Another issue is Moscow’s decision to issue more than 600,000 Russian passports to Donbas separatists – even though the Ukrainian constitution does not allow dual-nationality. Moreover, on Tuesday, Russia’s parliament adopted a resolution appealing Putin to recognize the independence of the would-be Donetsk and Luhansk statelets in the Donbas – a recognition western officials said would mean the death of Minsk. Asked about the resolution, Putin said that Russia would first aim for “the unrealized possibilities of fulfilling the Minsk accords”.
Is there a way forward?
Judging from Putin’s recent statements, no. “Everyone can see that the current government in Kyiv is moving to sabotage the Minsk agreements,” he said last week. “There’s no movement on principal issues like constitutional reform, amnesty, local elections, and legal aspects of Donbas special status.”
Ukraine fears that the west will force a deal on Kyiv but has hinted at a compromise. On Monday in Kyiv, Scholz said Zelensky had assured him he would outline draft laws on Donbas’s special status, the constitutional amendment and the electoral law for Minsk talks.
“Ukraine is making a very big contribution here,” Scholz said.
Even so, simply meeting the Minsk accords is viewed by many Ukrainians as a concession to Russian military aggression. The prospect of Kyiv negotiating directly with the separatists, which Zelensky has ruled out, would also spell his political death, western diplomats say.

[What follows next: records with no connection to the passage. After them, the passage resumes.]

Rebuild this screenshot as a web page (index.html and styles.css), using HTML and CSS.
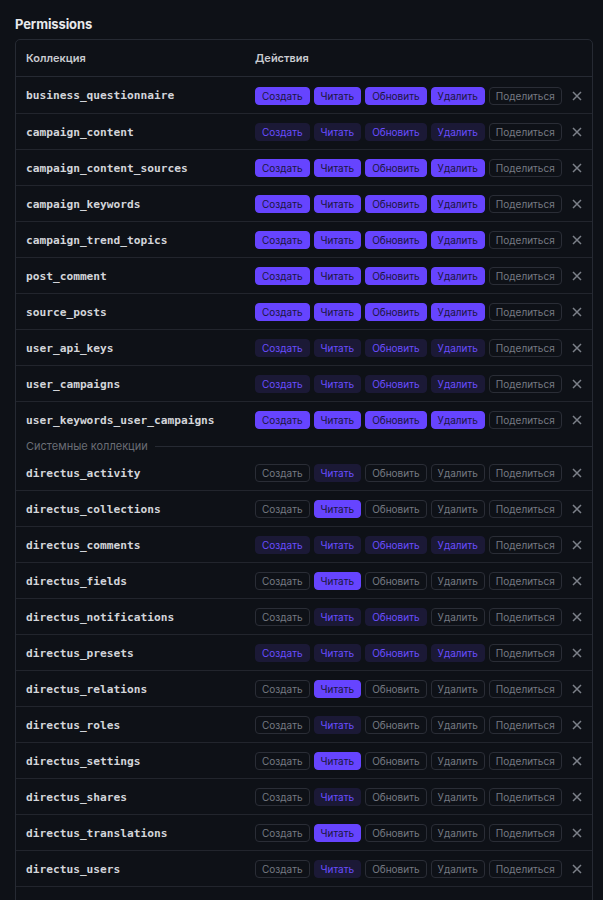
FILE: index.html
```html
<!DOCTYPE html>
<html lang="ru">
<head>
<meta charset="utf-8">
<title>Permissions</title>
<link rel="stylesheet" href="styles.css">
</head>
<body>
<h2 class="title">Permissions</h2>
<div class="table">
  <div class="head">
    <div class="col-name">Коллекция</div>
    <div class="col-act">Действия</div>
  </div>

  <div class="row first"><div class="name">business_questionnaire</div><div class="acts"><span class="b full">Создать</span><span class="b full">Читать</span><span class="b full">Обновить</span><span class="b full">Удалить</span><span class="b">Поделиться</span><svg class="x" viewBox="0 0 10 10"><path d="M1 1L9 9M9 1L1 9"/></svg></div></div>
  <div class="row"><div class="name">campaign_content</div><div class="acts"><span class="b part">Создать</span><span class="b part">Читать</span><span class="b part">Обновить</span><span class="b part">Удалить</span><span class="b">Поделиться</span><svg class="x" viewBox="0 0 10 10"><path d="M1 1L9 9M9 1L1 9"/></svg></div></div>
  <div class="row"><div class="name">campaign_content_sources</div><div class="acts"><span class="b full">Создать</span><span class="b full">Читать</span><span class="b full">Обновить</span><span class="b full">Удалить</span><span class="b">Поделиться</span><svg class="x" viewBox="0 0 10 10"><path d="M1 1L9 9M9 1L1 9"/></svg></div></div>
  <div class="row"><div class="name">campaign_keywords</div><div class="acts"><span class="b full">Создать</span><span class="b full">Читать</span><span class="b full">Обновить</span><span class="b full">Удалить</span><span class="b">Поделиться</span><svg class="x" viewBox="0 0 10 10"><path d="M1 1L9 9M9 1L1 9"/></svg></div></div>
  <div class="row"><div class="name">campaign_trend_topics</div><div class="acts"><span class="b full">Создать</span><span class="b full">Читать</span><span class="b full">Обновить</span><span class="b full">Удалить</span><span class="b">Поделиться</span><svg class="x" viewBox="0 0 10 10"><path d="M1 1L9 9M9 1L1 9"/></svg></div></div>
  <div class="row"><div class="name">post_comment</div><div class="acts"><span class="b full">Создать</span><span class="b full">Читать</span><span class="b full">Обновить</span><span class="b full">Удалить</span><span class="b">Поделиться</span><svg class="x" viewBox="0 0 10 10"><path d="M1 1L9 9M9 1L1 9"/></svg></div></div>
  <div class="row"><div class="name">source_posts</div><div class="acts"><span class="b full">Создать</span><span class="b full">Читать</span><span class="b full">Обновить</span><span class="b full">Удалить</span><span class="b">Поделиться</span><svg class="x" viewBox="0 0 10 10"><path d="M1 1L9 9M9 1L1 9"/></svg></div></div>
  <div class="row"><div class="name">user_api_keys</div><div class="acts"><span class="b part">Создать</span><span class="b part">Читать</span><span class="b part">Обновить</span><span class="b part">Удалить</span><span class="b">Поделиться</span><svg class="x" viewBox="0 0 10 10"><path d="M1 1L9 9M9 1L1 9"/></svg></div></div>
  <div class="row"><div class="name">user_campaigns</div><div class="acts"><span class="b part">Создать</span><span class="b part">Читать</span><span class="b part">Обновить</span><span class="b part">Удалить</span><span class="b">Поделиться</span><svg class="x" viewBox="0 0 10 10"><path d="M1 1L9 9M9 1L1 9"/></svg></div></div>
  <div class="row last"><div class="name">user_keywords_user_campaigns</div><div class="acts"><span class="b full">Создать</span><span class="b full">Читать</span><span class="b full">Обновить</span><span class="b full">Удалить</span><span class="b">Поделиться</span><svg class="x" viewBox="0 0 10 10"><path d="M1 1L9 9M9 1L1 9"/></svg></div></div>

  <div class="divider"><span>Системные коллекции</span><i></i></div>

  <div class="row"><div class="name">directus_activity</div><div class="acts"><span class="b">Создать</span><span class="b part">Читать</span><span class="b">Обновить</span><span class="b">Удалить</span><span class="b">Поделиться</span><svg class="x" viewBox="0 0 10 10"><path d="M1 1L9 9M9 1L1 9"/></svg></div></div>
  <div class="row"><div class="name">directus_collections</div><div class="acts"><span class="b">Создать</span><span class="b full">Читать</span><span class="b">Обновить</span><span class="b">Удалить</span><span class="b">Поделиться</span><svg class="x" viewBox="0 0 10 10"><path d="M1 1L9 9M9 1L1 9"/></svg></div></div>
  <div class="row"><div class="name">directus_comments</div><div class="acts"><span class="b part">Создать</span><span class="b part">Читать</span><span class="b part">Обновить</span><span class="b part">Удалить</span><span class="b">Поделиться</span><svg class="x" viewBox="0 0 10 10"><path d="M1 1L9 9M9 1L1 9"/></svg></div></div>
  <div class="row"><div class="name">directus_fields</div><div class="acts"><span class="b">Создать</span><span class="b full">Читать</span><span class="b">Обновить</span><span class="b">Удалить</span><span class="b">Поделиться</span><svg class="x" viewBox="0 0 10 10"><path d="M1 1L9 9M9 1L1 9"/></svg></div></div>
  <div class="row"><div class="name">directus_notifications</div><div class="acts"><span class="b">Создать</span><span class="b part">Читать</span><span class="b part">Обновить</span><span class="b">Удалить</span><span class="b">Поделиться</span><svg class="x" viewBox="0 0 10 10"><path d="M1 1L9 9M9 1L1 9"/></svg></div></div>
  <div class="row"><div class="name">directus_presets</div><div class="acts"><span class="b part">Создать</span><span class="b part">Читать</span><span class="b part">Обновить</span><span class="b part">Удалить</span><span class="b">Поделиться</span><svg class="x" viewBox="0 0 10 10"><path d="M1 1L9 9M9 1L1 9"/></svg></div></div>
  <div class="row"><div class="name">directus_relations</div><div class="acts"><span class="b">Создать</span><span class="b full">Читать</span><span class="b">Обновить</span><span class="b">Удалить</span><span class="b">Поделиться</span><svg class="x" viewBox="0 0 10 10"><path d="M1 1L9 9M9 1L1 9"/></svg></div></div>
  <div class="row"><div class="name">directus_roles</div><div class="acts"><span class="b">Создать</span><span class="b part">Читать</span><span class="b">Обновить</span><span class="b">Удалить</span><span class="b">Поделиться</span><svg class="x" viewBox="0 0 10 10"><path d="M1 1L9 9M9 1L1 9"/></svg></div></div>
  <div class="row"><div class="name">directus_settings</div><div class="acts"><span class="b">Создать</span><span class="b full">Читать</span><span class="b">Обновить</span><span class="b">Удалить</span><span class="b">Поделиться</span><svg class="x" viewBox="0 0 10 10"><path d="M1 1L9 9M9 1L1 9"/></svg></div></div>
  <div class="row"><div class="name">directus_shares</div><div class="acts"><span class="b">Создать</span><span class="b part">Читать</span><span class="b">Обновить</span><span class="b">Удалить</span><span class="b">Поделиться</span><svg class="x" viewBox="0 0 10 10"><path d="M1 1L9 9M9 1L1 9"/></svg></div></div>
  <div class="row"><div class="name">directus_translations</div><div class="acts"><span class="b">Создать</span><span class="b full">Читать</span><span class="b">Обновить</span><span class="b">Удалить</span><span class="b">Поделиться</span><svg class="x" viewBox="0 0 10 10"><path d="M1 1L9 9M9 1L1 9"/></svg></div></div>
  <div class="row"><div class="name">directus_users</div><div class="acts"><span class="b">Создать</span><span class="b part">Читать</span><span class="b">Обновить</span><span class="b">Удалить</span><span class="b">Поделиться</span><svg class="x" viewBox="0 0 10 10"><path d="M1 1L9 9M9 1L1 9"/></svg></div></div>
  <div class="row empty"></div>
</div>
</body>
</html>
```

FILE: styles.css
```css
* { box-sizing: border-box; }
html, body {
  margin: 0;
  background: #0e1117;
}
body {
  padding: 16px 10px 0 15px;
  font-family: Inter, "Noto Sans", sans-serif;
  color: #d5d7dc;
}
.title {
  margin: 0 0 7px 0;
  font-size: 13px;
  font-weight: 700;
  line-height: 16px;
  color: #e8e9ec;
  letter-spacing: -0.1px;
}
.table {
  border: 1px solid #262a33;
  border-radius: 5px;
  width: 578px;
}
.head {
  display: flex;
  align-items: center;
  height: 37px;
  padding-left: 10px;
  border-bottom: 1px solid #262a33;
  font-size: 11px;
  font-weight: 600;
  color: #c9cbd0;
}
.col-name { width: 229px; flex-shrink: 0; }
.row {
  display: flex;
  align-items: center;
  height: 36px;
  padding-left: 10px;
  padding-top: 1px;
  border-bottom: 1px solid #22252d;
}
.row.first { height: 37px; padding-top: 1px; }
.row.last { border-bottom: none; height: 35px; padding-top: 1px; }
.row.empty { height: 20px; border-bottom: none; }
.name {
  width: 229px;
  flex-shrink: 0;
  font-family: "DejaVu Sans Mono", "Liberation Mono", monospace;
  font-weight: 700;
  font-size: 11.2px;
  color: #d3d5da;
}
.acts {
  display: flex;
  align-items: center;
  gap: 4px;
}
.b {
  display: inline-flex;
  align-items: center;
  justify-content: center;
  height: 18px;
  padding: 0 6px;
  border-radius: 4px;
  border: 1px solid #2a2d36;
  font-size: 10px;
  line-height: 1;
  color: #767a83;
}
.b.full {
  background: #6644ff;
  border-color: #6644ff;
  color: #1b1640;
}
.b.part {
  background: #1b1936;
  border-color: #1b1936;
  color: #6a4dff;
}
.x {
  width: 10px;
  height: 10px;
  margin-left: 6px;
  fill: none;
  stroke: #7c8089;
  stroke-width: 1.5;
}
.divider {
  display: flex;
  align-items: center;
  height: 18px;
  padding-left: 10px;
  font-size: 11px;
  color: #6a6d75;
}
.divider i {
  flex: 1;
  height: 1px;
  margin-left: 7px;
  background: #262a33;
}
```
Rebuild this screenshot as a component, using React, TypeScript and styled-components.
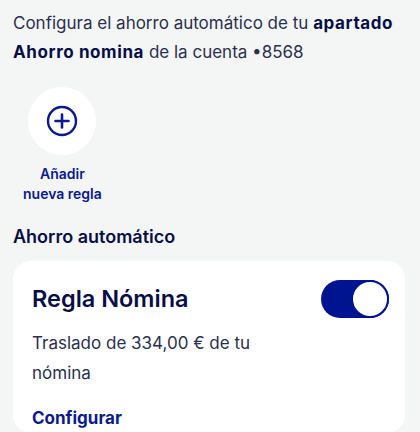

That might provoke the kind of rupture that would then give Putin an excuse to intervene militarily. The last time Ukraine tabled constitutional changes that seemed to cater to the Moscow line in 2015, riots in the capital left three security officials dead.
Conversely, as under Ukraine’s interpretation Donbas would not have sway over Kyiv via parliament, rather supposed ploy of using Donbas to win control over Ukraine’s politics and foreign policy would have failed.
“That would be a defeat for Russia. . . and its security demands that go far beyond Minsk, ”Gould-Davies said.